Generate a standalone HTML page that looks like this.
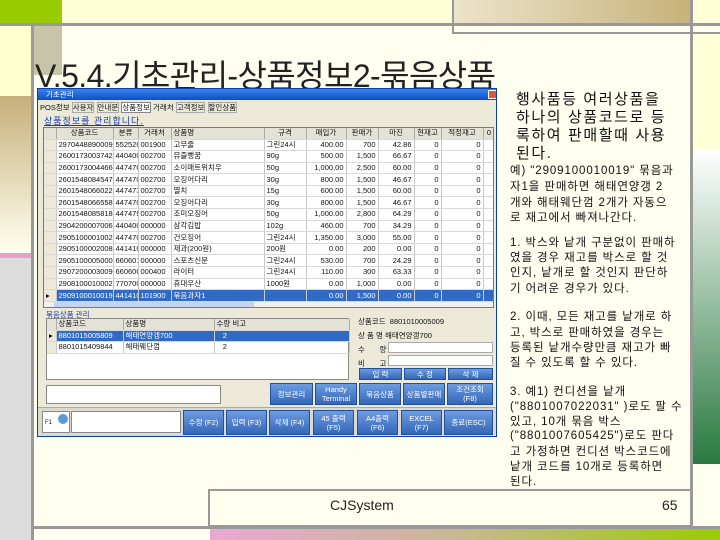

........

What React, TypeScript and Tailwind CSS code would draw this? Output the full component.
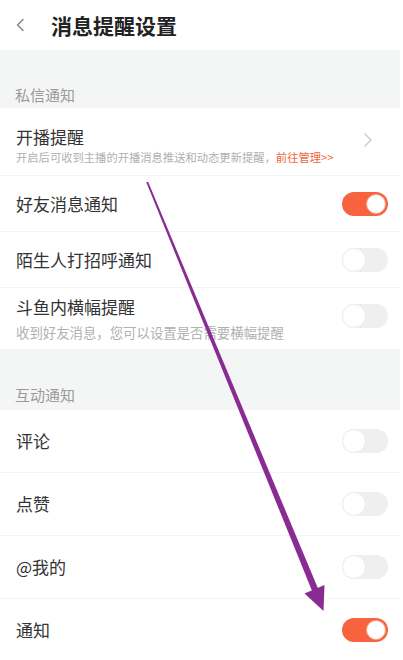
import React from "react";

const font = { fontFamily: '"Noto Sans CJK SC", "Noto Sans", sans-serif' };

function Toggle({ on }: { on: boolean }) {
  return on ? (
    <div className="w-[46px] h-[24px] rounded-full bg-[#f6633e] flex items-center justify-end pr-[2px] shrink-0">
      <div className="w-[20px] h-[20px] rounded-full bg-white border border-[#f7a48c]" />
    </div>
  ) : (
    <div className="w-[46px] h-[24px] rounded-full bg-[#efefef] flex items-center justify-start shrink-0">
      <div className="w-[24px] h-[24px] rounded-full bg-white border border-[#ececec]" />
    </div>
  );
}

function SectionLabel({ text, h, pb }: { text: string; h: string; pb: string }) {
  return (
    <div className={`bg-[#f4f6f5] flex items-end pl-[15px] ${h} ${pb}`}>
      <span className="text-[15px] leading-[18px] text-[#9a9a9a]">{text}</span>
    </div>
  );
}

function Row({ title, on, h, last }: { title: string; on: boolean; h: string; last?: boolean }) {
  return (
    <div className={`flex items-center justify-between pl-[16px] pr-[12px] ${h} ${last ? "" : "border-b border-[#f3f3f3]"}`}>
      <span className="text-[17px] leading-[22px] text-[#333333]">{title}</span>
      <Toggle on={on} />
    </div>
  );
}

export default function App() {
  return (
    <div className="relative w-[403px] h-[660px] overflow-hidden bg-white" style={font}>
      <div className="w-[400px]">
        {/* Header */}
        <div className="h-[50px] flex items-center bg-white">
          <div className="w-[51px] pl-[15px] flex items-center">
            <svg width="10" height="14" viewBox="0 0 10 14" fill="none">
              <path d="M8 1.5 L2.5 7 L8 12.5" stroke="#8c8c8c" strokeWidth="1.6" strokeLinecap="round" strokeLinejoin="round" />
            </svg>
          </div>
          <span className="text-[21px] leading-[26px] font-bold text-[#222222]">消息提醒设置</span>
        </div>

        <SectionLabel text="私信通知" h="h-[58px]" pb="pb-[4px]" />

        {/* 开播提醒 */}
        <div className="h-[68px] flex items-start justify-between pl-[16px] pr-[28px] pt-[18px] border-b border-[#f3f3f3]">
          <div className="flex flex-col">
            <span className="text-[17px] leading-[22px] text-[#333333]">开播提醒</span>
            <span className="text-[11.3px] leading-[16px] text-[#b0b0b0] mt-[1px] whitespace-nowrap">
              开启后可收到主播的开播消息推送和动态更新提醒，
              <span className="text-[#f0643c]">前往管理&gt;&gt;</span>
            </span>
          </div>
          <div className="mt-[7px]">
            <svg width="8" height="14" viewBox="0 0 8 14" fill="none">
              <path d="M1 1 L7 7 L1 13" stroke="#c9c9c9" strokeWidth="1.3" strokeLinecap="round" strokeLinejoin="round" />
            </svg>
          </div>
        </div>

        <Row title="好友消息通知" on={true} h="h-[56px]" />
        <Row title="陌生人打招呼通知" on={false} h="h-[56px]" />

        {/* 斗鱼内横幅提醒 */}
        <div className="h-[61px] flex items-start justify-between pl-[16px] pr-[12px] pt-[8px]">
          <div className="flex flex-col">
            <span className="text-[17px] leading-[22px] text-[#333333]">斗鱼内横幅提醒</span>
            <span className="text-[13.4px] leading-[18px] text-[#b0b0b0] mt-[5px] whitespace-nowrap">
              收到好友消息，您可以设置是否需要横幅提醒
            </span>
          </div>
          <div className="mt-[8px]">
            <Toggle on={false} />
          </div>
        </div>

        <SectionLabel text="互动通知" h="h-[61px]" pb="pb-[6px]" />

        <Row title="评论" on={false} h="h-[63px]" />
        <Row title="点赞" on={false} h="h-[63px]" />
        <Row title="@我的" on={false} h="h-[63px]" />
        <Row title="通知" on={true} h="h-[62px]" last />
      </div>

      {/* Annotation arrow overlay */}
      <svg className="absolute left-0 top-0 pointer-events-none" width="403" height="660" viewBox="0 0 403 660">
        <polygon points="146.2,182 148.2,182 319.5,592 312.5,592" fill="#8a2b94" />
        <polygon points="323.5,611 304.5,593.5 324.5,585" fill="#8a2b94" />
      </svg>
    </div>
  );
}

........

Using the records above, gather all lines where the string "full" is present.

What React, TypeScript and Tailwind CSS code would draw this? Output the full component.
    <div className="w-[46px] h-[24px] rounded-full bg-[#f6633e] flex items-center justify-end pr-[2px] shrink-0">
      <div className="w-[20px] h-[20px] rounded-full bg-white border border-[#f7a48c]" />
    <div className="w-[46px] h-[24px] rounded-full bg-[#efefef] flex items-center justify-start shrink-0">
      <div className="w-[24px] h-[24px] rounded-full bg-white border border-[#ececec]" />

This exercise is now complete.